Llevo mal el buenismo que se ha adueñado de los informativos que sí consumimos a diario -dos al día: tres de la tarde y nueve de la noche, en la primera cadena- para saber cómo va la pandemia y en qué circunstancia nos encontramos. Agradezco que se nos informe de lo que está ocurriendo y soy de los que opina que a Fernando Simón habría que hacerle un homenaje una vez finalice este episodio: por su temple, su concreción, su estilo de afrontar la crisis desde el minuto uno: sin paños calientes, con naturalidad, profesionalidad, y ciencia. Sí, me consta que ya hay quién ha pedido su dimisión, esto es así, habitamos este país nuestro. Lo que llevo fatal es que de continuo se nos lancen ñoños mensajes de ánimo para superar el encierro, desde todas las capas sociales: intelectuales, deportistas, flamenquitos, flamencos, actores y actrices que imagino, en algún momento del día mientras están como todos, sumidos en otra actividad que nada tiene que ver con el virus, interpelados desde la televisión pública y envanecidos -soy incapaz de comprenderlo de otro modo y me dan sarpullidos cada vez que escucho a uno “de mi cuerda” (los demás me dan igual, ya los espero), invariablemente pienso: "qué necesidad había, podrías haber dicho no, gracias"- nos lanzan unas soflamas tan chorreantes de almíbar que empalagan.
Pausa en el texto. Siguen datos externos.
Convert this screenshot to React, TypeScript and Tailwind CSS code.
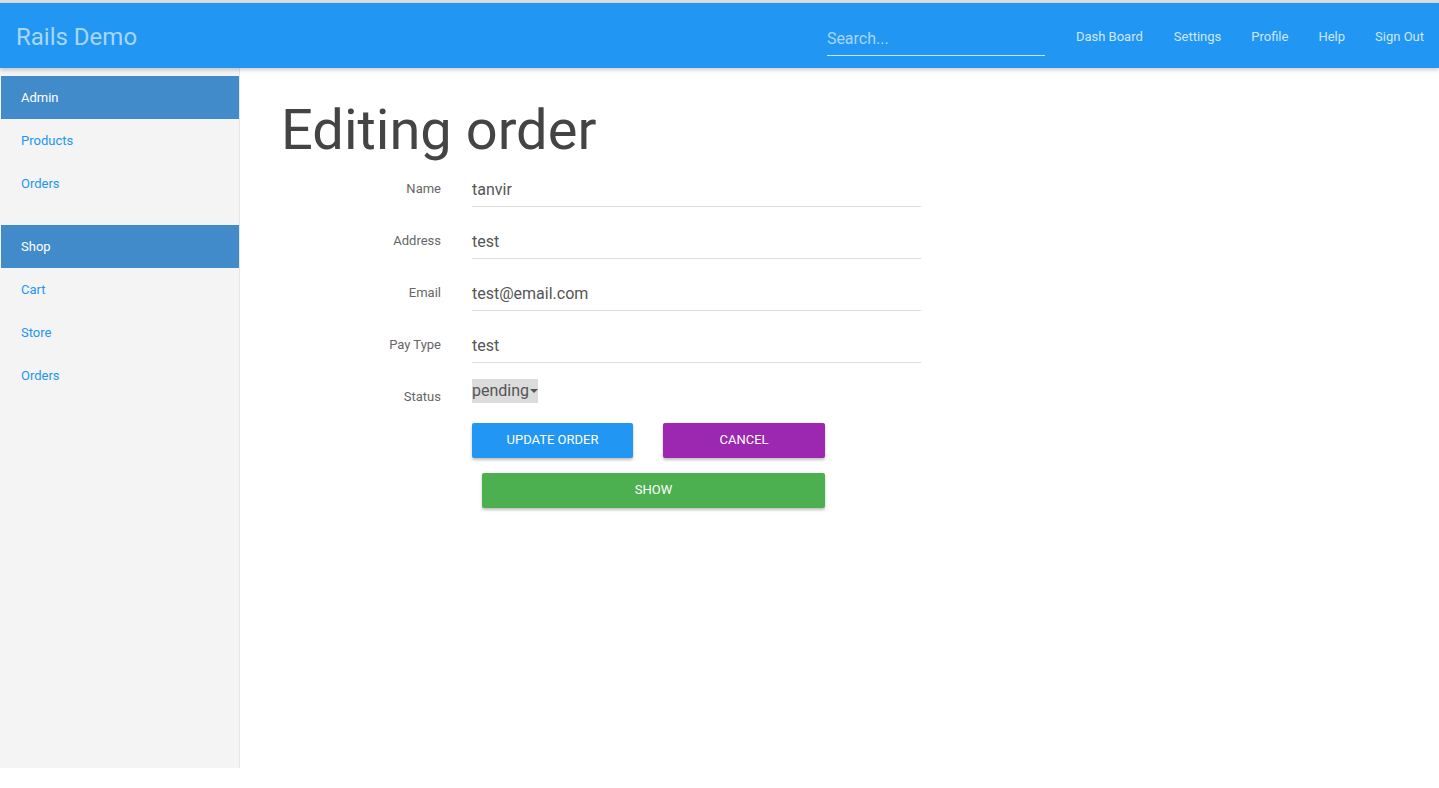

De estas uno puede desconectar, basta apagar la tele o cambiar de canal con la celeridad suficiente, pero del vecino “artista” que decide amenizarnos el encierro con la guitarra, la armónica, sus melodías de amor favoritas, o su versión a la gaita del Resistiré, no es posible. "Hai que roelo", como dicen del club de fútbol Pontevedra.

Claro que mi hija piensa diferente: en su opinión habitamos una calle demasiado aburrida, qué le vamos a hacer, pero si hay que elegir, yo prefiero el silencio.